Data extract:

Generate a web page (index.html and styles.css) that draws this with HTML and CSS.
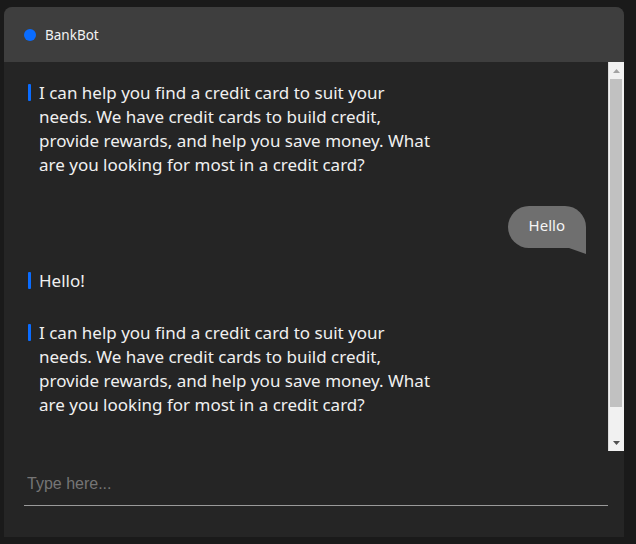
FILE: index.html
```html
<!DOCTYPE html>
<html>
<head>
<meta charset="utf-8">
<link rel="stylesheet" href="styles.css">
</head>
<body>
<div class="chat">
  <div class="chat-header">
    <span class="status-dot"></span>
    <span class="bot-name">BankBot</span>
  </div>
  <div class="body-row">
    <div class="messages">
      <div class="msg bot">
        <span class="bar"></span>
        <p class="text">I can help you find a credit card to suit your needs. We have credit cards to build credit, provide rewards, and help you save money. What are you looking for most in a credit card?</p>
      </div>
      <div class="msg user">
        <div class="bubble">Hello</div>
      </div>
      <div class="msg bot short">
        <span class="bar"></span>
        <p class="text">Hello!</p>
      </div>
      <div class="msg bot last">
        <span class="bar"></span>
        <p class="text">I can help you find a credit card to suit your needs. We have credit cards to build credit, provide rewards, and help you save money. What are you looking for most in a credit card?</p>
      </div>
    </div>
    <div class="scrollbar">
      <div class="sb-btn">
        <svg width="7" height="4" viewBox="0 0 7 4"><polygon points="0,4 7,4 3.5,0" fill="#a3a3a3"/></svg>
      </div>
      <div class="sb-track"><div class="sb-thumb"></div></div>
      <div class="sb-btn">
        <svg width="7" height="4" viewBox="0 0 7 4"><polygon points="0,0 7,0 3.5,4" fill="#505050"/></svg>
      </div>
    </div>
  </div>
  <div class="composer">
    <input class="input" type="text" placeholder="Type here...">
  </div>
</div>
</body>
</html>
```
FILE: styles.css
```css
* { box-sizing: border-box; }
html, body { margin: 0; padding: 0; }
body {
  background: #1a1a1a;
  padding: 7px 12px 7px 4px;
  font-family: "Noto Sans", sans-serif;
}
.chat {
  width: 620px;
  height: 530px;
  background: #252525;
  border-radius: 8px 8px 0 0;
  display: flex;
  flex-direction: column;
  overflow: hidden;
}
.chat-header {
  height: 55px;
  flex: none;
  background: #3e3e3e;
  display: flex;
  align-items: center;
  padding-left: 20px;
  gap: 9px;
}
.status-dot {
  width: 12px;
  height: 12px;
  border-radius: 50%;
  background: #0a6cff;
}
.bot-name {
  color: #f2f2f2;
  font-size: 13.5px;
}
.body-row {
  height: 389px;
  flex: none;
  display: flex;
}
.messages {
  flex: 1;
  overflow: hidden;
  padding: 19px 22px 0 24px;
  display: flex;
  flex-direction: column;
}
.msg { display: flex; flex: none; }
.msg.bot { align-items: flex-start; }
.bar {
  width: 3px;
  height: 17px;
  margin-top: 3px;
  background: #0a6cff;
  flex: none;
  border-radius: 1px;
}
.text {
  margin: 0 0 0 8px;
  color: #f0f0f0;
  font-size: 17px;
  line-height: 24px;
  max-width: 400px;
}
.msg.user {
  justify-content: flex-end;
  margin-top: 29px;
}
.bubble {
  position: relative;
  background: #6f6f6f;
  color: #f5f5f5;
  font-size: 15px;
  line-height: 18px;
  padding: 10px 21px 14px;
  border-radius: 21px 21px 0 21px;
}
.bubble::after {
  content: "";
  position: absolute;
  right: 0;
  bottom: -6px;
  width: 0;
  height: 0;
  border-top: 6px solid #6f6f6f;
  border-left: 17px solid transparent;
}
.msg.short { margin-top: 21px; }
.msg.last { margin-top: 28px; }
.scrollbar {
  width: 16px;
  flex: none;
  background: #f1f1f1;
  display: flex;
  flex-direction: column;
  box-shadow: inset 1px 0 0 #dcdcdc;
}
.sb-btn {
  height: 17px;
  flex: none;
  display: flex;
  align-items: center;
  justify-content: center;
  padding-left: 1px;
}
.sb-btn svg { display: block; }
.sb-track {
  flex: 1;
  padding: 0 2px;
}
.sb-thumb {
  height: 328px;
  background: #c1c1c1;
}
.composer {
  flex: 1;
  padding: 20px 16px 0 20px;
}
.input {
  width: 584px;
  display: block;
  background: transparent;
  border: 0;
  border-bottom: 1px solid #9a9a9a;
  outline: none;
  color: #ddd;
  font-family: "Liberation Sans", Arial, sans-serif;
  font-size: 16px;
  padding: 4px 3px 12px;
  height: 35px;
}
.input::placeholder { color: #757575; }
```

Task goal: Leave out the pictures and give the listing above again exactly.

Task response:
Generate a web page (index.html and styles.css) that draws this with HTML and CSS.
FILE: index.html
```html
<!DOCTYPE html>
<html>
<head>
<meta charset="utf-8">
<link rel="stylesheet" href="styles.css">
</head>
<body>
<div class="chat">
  <div class="chat-header">
    <span class="status-dot"></span>
    <span class="bot-name">BankBot</span>
  </div>
  <div class="body-row">
    <div class="messages">
      <div class="msg bot">
        <span class="bar"></span>
        <p class="text">I can help you find a credit card to suit your needs. We have credit cards to build credit, provide rewards, and help you save money. What are you looking for most in a credit card?</p>
      </div>
      <div class="msg user">
        <div class="bubble">Hello</div>
      </div>
      <div class="msg bot short">
        <span class="bar"></span>
        <p class="text">Hello!</p>
      </div>
      <div class="msg bot last">
        <span class="bar"></span>
        <p class="text">I can help you find a credit card to suit your needs. We have credit cards to build credit, provide rewards, and help you save money. What are you looking for most in a credit card?</p>
      </div>
    </div>
    <div class="scrollbar">
      <div class="sb-btn">
        <svg width="7" height="4" viewBox="0 0 7 4"><polygon points="0,4 7,4 3.5,0" fill="#a3a3a3"/></svg>
      </div>
      <div class="sb-track"><div class="sb-thumb"></div></div>
      <div class="sb-btn">
        <svg width="7" height="4" viewBox="0 0 7 4"><polygon points="0,0 7,0 3.5,4" fill="#505050"/></svg>
      </div>
    </div>
  </div>
  <div class="composer">
    <input class="input" type="text" placeholder="Type here...">
  </div>
</div>
</body>
</html>
```
FILE: styles.css
```css
* { box-sizing: border-box; }
html, body { margin: 0; padding: 0; }
body {
  background: #1a1a1a;
  padding: 7px 12px 7px 4px;
  font-family: "Noto Sans", sans-serif;
}
.chat {
  width: 620px;
  height: 530px;
  background: #252525;
  border-radius: 8px 8px 0 0;
  display: flex;
  flex-direction: column;
  overflow: hidden;
}
.chat-header {
  height: 55px;
  flex: none;
  background: #3e3e3e;
  display: flex;
  align-items: center;
  padding-left: 20px;
  gap: 9px;
}
.status-dot {
  width: 12px;
  height: 12px;
  border-radius: 50%;
  background: #0a6cff;
}
.bot-name {
  color: #f2f2f2;
  font-size: 13.5px;
}
.body-row {
  height: 389px;
  flex: none;
  display: flex;
}
.messages {
  flex: 1;
  overflow: hidden;
  padding: 19px 22px 0 24px;
  display: flex;
  flex-direction: column;
}
.msg { display: flex; flex: none; }
.msg.bot { align-items: flex-start; }
.bar {
  width: 3px;
  height: 17px;
  margin-top: 3px;
  background: #0a6cff;
  flex: none;
  border-radius: 1px;
}
.text {
  margin: 0 0 0 8px;
  color: #f0f0f0;
  font-size: 17px;
  line-height: 24px;
  max-width: 400px;
}
.msg.user {
  justify-content: flex-end;
  margin-top: 29px;
}
.bubble {
  position: relative;
  background: #6f6f6f;
  color: #f5f5f5;
  font-size: 15px;
  line-height: 18px;
  padding: 10px 21px 14px;
  border-radius: 21px 21px 0 21px;
}
.bubble::after {
  content: "";
  position: absolute;
  right: 0;
  bottom: -6px;
  width: 0;
  height: 0;
  border-top: 6px solid #6f6f6f;
  border-left: 17px solid transparent;
}
.msg.short { margin-top: 21px; }
.msg.last { margin-top: 28px; }
.scrollbar {
  width: 16px;
  flex: none;
  background: #f1f1f1;
  display: flex;
  flex-direction: column;
  box-shadow: inset 1px 0 0 #dcdcdc;
}
.sb-btn {
  height: 17px;
  flex: none;
  display: flex;
  align-items: center;
  justify-content: center;
  padding-left: 1px;
}
.sb-btn svg { display: block; }
.sb-track {
  flex: 1;
  padding: 0 2px;
}
.sb-thumb {
  height: 328px;
  background: #c1c1c1;
}
.composer {
  flex: 1;
  padding: 20px 16px 0 20px;
}
.input {
  width: 584px;
  display: block;
  background: transparent;
  border: 0;
  border-bottom: 1px solid #9a9a9a;
  outline: none;
  color: #ddd;
  font-family: "Liberation Sans", Arial, sans-serif;
  font-size: 16px;
  padding: 4px 3px 12px;
  height: 35px;
}
.input::placeholder { color: #757575; }
```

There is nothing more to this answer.